**DO THIS**
Go through the listing below and list every line with "using".

Code that builds pages
* * * *

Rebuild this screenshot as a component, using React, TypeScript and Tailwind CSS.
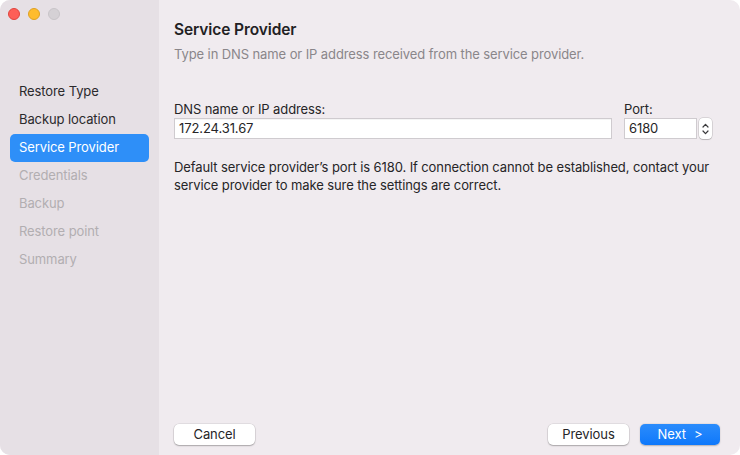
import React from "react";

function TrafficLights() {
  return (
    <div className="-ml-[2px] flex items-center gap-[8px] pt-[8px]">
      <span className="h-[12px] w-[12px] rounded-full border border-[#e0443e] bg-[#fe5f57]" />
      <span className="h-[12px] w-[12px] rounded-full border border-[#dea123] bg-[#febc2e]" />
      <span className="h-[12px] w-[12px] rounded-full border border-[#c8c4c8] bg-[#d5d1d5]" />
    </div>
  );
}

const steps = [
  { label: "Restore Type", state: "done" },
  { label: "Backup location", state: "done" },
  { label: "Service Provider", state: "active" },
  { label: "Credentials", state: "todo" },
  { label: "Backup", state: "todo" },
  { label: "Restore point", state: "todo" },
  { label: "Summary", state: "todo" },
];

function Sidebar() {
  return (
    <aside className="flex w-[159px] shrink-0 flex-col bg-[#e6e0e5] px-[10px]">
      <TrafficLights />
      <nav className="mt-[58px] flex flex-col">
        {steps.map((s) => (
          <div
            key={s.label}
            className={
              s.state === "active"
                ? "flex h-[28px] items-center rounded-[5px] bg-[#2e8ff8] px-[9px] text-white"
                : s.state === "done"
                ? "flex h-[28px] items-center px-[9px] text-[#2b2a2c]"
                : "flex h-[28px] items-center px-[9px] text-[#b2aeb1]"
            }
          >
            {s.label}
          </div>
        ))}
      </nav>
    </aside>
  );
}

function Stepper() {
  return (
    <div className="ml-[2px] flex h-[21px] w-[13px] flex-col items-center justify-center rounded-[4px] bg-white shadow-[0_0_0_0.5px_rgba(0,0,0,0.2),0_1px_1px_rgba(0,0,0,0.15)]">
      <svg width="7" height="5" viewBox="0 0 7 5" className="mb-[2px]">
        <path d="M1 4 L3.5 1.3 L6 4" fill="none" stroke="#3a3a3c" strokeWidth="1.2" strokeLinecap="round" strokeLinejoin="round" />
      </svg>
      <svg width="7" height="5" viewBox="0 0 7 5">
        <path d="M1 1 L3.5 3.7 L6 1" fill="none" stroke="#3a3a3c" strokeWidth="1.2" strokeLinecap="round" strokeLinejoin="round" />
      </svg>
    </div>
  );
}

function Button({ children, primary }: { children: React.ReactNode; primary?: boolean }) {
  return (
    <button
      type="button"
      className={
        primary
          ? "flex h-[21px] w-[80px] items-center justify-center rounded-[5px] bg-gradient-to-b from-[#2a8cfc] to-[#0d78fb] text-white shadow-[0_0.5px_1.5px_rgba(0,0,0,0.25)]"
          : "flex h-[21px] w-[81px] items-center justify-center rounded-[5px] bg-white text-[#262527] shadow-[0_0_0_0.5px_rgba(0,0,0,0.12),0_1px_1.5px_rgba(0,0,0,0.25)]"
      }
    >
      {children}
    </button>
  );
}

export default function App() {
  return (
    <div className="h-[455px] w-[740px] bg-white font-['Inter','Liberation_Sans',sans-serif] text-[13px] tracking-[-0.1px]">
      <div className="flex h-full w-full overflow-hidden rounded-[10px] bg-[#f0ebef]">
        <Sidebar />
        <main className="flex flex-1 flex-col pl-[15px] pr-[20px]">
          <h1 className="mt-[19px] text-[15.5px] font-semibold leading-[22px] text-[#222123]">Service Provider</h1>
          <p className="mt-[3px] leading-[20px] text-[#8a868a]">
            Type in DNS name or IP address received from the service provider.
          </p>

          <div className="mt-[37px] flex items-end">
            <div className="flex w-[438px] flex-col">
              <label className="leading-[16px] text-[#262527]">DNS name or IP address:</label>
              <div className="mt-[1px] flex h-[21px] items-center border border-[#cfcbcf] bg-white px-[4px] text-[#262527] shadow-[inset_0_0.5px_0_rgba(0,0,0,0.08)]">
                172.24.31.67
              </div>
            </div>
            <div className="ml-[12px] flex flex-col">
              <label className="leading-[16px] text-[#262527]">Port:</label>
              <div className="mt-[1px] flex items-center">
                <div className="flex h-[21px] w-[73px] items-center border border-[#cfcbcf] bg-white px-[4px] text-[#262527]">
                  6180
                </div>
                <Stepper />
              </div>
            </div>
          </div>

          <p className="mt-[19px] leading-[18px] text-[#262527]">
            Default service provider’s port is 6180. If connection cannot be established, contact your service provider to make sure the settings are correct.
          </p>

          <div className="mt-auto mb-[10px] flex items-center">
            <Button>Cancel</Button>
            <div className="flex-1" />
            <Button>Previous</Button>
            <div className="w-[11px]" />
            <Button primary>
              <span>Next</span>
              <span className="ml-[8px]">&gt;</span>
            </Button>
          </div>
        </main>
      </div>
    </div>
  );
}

* * * *

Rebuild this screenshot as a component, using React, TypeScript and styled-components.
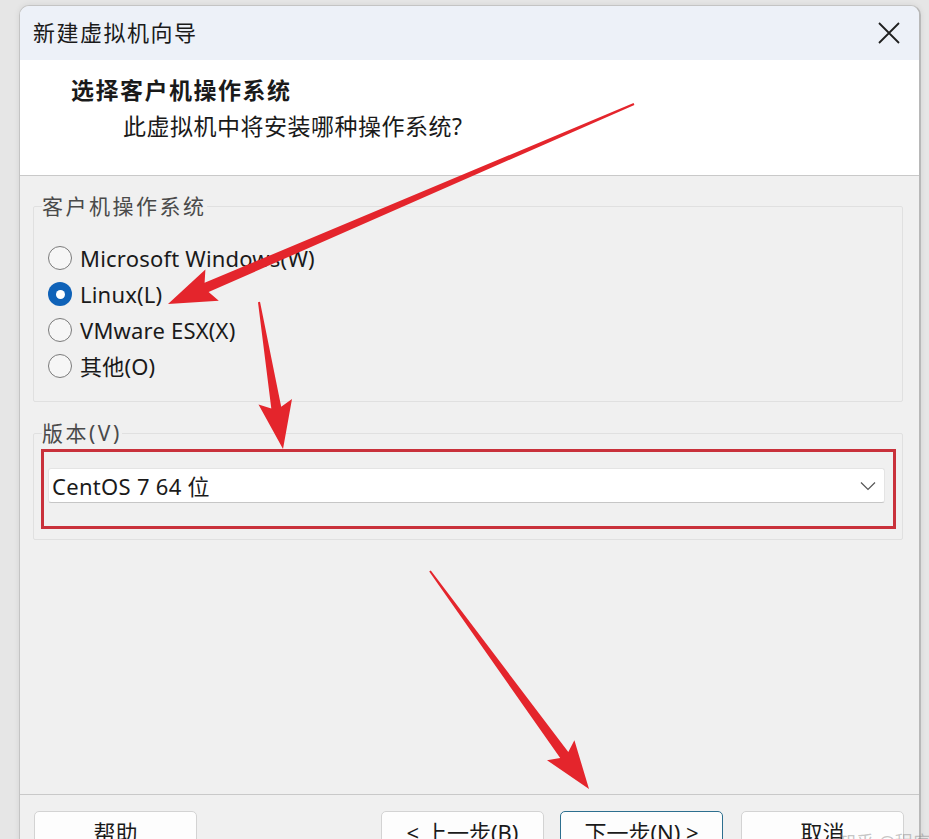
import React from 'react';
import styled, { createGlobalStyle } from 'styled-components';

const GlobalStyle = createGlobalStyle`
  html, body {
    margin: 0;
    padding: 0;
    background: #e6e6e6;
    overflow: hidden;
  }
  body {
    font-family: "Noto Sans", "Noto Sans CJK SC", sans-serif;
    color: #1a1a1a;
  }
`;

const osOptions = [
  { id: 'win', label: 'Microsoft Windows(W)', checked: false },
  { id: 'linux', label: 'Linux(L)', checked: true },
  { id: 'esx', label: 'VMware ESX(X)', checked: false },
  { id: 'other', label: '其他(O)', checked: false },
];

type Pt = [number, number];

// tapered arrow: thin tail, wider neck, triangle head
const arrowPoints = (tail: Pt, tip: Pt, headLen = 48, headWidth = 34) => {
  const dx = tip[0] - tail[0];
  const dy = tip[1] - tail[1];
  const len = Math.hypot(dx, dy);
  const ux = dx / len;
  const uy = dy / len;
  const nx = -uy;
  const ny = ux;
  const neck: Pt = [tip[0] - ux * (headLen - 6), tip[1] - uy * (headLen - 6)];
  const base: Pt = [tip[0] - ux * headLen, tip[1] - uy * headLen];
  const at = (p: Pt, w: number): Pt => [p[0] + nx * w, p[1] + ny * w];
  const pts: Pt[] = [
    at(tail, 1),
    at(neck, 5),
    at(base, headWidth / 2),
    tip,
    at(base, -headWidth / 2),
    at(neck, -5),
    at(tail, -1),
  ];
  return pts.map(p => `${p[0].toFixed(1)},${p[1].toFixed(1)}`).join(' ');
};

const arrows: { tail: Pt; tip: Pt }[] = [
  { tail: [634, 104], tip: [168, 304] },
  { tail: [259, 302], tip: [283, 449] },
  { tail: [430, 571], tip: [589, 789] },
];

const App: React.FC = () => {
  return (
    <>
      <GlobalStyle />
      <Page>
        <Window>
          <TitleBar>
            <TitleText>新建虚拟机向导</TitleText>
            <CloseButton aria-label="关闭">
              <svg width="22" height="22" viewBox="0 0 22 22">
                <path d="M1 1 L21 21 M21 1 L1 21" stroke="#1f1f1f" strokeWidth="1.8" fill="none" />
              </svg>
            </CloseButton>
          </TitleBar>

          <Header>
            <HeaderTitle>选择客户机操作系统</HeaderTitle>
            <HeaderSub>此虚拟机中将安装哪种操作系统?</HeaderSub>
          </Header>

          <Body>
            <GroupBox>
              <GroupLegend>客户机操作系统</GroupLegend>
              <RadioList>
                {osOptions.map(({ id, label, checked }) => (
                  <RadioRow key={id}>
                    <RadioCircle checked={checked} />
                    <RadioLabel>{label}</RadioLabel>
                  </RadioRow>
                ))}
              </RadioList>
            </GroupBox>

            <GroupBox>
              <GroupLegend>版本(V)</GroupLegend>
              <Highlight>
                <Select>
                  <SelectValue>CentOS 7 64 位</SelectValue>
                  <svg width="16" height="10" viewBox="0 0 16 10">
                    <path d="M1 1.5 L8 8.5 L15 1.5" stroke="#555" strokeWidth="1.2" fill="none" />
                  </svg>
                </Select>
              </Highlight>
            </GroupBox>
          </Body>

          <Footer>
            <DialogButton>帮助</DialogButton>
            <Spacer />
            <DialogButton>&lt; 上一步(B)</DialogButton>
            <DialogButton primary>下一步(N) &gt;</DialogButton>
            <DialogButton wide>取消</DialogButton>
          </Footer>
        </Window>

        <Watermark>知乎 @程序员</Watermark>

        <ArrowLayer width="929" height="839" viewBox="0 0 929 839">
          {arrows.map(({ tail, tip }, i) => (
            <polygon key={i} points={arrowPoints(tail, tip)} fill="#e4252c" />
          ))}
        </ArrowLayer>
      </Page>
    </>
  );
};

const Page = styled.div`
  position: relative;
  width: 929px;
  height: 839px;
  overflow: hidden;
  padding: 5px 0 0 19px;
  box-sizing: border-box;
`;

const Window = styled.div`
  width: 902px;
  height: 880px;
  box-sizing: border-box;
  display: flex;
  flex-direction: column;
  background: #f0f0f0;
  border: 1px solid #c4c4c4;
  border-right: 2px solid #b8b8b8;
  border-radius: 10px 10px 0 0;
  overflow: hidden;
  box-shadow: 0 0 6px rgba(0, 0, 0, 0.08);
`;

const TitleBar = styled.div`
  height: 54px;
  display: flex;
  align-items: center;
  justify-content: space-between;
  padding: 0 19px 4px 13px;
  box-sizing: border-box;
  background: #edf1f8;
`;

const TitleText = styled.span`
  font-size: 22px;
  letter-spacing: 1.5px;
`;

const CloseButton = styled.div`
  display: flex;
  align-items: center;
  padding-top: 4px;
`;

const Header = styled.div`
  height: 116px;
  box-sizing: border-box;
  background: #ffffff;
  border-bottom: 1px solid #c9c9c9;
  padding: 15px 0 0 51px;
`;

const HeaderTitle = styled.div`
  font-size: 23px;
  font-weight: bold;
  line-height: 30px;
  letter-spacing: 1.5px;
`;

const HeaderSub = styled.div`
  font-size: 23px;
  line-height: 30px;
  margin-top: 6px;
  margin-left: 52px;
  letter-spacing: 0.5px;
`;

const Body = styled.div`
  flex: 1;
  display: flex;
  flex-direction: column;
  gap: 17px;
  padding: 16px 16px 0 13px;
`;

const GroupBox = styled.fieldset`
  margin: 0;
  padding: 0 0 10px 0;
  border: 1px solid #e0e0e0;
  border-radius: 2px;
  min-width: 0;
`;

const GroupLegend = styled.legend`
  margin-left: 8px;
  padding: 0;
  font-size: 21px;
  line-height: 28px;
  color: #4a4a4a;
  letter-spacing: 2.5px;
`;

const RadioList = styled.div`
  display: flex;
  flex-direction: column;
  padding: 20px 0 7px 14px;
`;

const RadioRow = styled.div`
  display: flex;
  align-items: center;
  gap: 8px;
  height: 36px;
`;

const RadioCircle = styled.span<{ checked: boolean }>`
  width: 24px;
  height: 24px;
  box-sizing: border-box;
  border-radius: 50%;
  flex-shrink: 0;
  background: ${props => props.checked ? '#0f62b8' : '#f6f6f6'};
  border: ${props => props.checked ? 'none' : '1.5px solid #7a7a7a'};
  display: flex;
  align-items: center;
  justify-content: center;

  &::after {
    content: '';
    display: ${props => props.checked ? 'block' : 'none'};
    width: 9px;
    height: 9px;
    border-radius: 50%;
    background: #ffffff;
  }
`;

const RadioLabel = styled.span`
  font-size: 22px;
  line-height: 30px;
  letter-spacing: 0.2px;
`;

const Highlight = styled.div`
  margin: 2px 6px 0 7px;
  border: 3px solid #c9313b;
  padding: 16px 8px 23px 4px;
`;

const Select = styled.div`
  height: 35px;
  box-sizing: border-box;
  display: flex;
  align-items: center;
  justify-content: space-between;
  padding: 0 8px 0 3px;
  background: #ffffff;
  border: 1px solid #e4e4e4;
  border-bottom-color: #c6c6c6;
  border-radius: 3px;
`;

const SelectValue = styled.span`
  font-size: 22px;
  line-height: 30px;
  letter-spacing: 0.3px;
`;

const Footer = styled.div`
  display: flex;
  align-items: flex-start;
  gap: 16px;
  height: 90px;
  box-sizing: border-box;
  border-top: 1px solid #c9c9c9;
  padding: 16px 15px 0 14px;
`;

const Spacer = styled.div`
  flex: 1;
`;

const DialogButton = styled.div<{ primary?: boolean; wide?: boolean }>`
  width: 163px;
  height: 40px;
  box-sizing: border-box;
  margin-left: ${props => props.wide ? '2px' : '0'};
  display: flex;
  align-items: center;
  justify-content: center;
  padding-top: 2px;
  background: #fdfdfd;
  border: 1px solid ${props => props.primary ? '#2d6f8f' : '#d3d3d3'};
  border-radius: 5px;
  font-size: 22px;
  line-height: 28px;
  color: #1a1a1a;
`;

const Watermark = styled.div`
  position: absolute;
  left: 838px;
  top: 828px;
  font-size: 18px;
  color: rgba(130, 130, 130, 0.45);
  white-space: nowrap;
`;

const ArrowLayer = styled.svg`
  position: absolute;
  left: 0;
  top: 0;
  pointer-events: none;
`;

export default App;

* * * *

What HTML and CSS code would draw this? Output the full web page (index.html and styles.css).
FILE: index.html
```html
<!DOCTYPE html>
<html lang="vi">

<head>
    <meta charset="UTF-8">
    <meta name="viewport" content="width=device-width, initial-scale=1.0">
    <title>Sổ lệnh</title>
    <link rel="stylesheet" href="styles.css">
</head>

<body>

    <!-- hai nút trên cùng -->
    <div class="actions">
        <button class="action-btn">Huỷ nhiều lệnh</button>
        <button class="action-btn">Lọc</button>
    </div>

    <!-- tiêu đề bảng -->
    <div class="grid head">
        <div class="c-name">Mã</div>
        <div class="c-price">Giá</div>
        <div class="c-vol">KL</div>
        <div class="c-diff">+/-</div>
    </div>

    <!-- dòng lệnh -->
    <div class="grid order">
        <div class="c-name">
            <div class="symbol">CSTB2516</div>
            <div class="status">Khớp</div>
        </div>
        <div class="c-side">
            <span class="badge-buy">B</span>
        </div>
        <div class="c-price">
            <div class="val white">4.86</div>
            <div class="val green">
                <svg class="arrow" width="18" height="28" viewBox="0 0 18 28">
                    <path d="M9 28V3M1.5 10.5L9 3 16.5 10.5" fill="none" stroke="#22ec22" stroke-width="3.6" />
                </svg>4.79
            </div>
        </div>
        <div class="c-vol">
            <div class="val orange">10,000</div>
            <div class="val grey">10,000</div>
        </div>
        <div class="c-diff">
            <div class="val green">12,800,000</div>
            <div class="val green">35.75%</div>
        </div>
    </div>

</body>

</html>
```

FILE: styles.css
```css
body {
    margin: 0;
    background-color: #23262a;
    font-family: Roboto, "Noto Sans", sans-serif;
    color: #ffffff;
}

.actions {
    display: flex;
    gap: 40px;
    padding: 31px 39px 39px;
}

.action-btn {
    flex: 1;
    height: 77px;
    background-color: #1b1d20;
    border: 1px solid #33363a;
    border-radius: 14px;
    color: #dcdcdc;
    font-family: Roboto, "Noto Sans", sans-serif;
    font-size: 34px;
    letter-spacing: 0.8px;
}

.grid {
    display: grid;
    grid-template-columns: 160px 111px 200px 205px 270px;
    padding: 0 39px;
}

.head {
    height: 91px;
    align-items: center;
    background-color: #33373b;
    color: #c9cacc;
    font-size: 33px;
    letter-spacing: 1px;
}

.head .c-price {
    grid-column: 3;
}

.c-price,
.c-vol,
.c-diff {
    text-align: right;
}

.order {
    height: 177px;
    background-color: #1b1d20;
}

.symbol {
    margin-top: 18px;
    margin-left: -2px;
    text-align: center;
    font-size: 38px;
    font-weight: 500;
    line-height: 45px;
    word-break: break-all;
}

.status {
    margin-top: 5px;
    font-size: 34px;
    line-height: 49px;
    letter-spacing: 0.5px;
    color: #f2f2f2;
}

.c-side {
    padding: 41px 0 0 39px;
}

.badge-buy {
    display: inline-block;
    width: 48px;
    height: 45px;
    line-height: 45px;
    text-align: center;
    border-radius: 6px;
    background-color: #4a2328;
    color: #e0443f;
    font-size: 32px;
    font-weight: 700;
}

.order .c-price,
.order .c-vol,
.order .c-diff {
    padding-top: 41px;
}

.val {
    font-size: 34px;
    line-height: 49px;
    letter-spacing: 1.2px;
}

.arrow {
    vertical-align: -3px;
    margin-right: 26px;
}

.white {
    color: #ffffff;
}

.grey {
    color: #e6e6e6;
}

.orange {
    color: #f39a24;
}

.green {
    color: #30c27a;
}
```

* * * *

**SOLVED EXERCISE**
Rebuild this screenshot as a component, using React, TypeScript and Tailwind CSS.
Rebuild this screenshot as a component, using React, TypeScript and styled-components.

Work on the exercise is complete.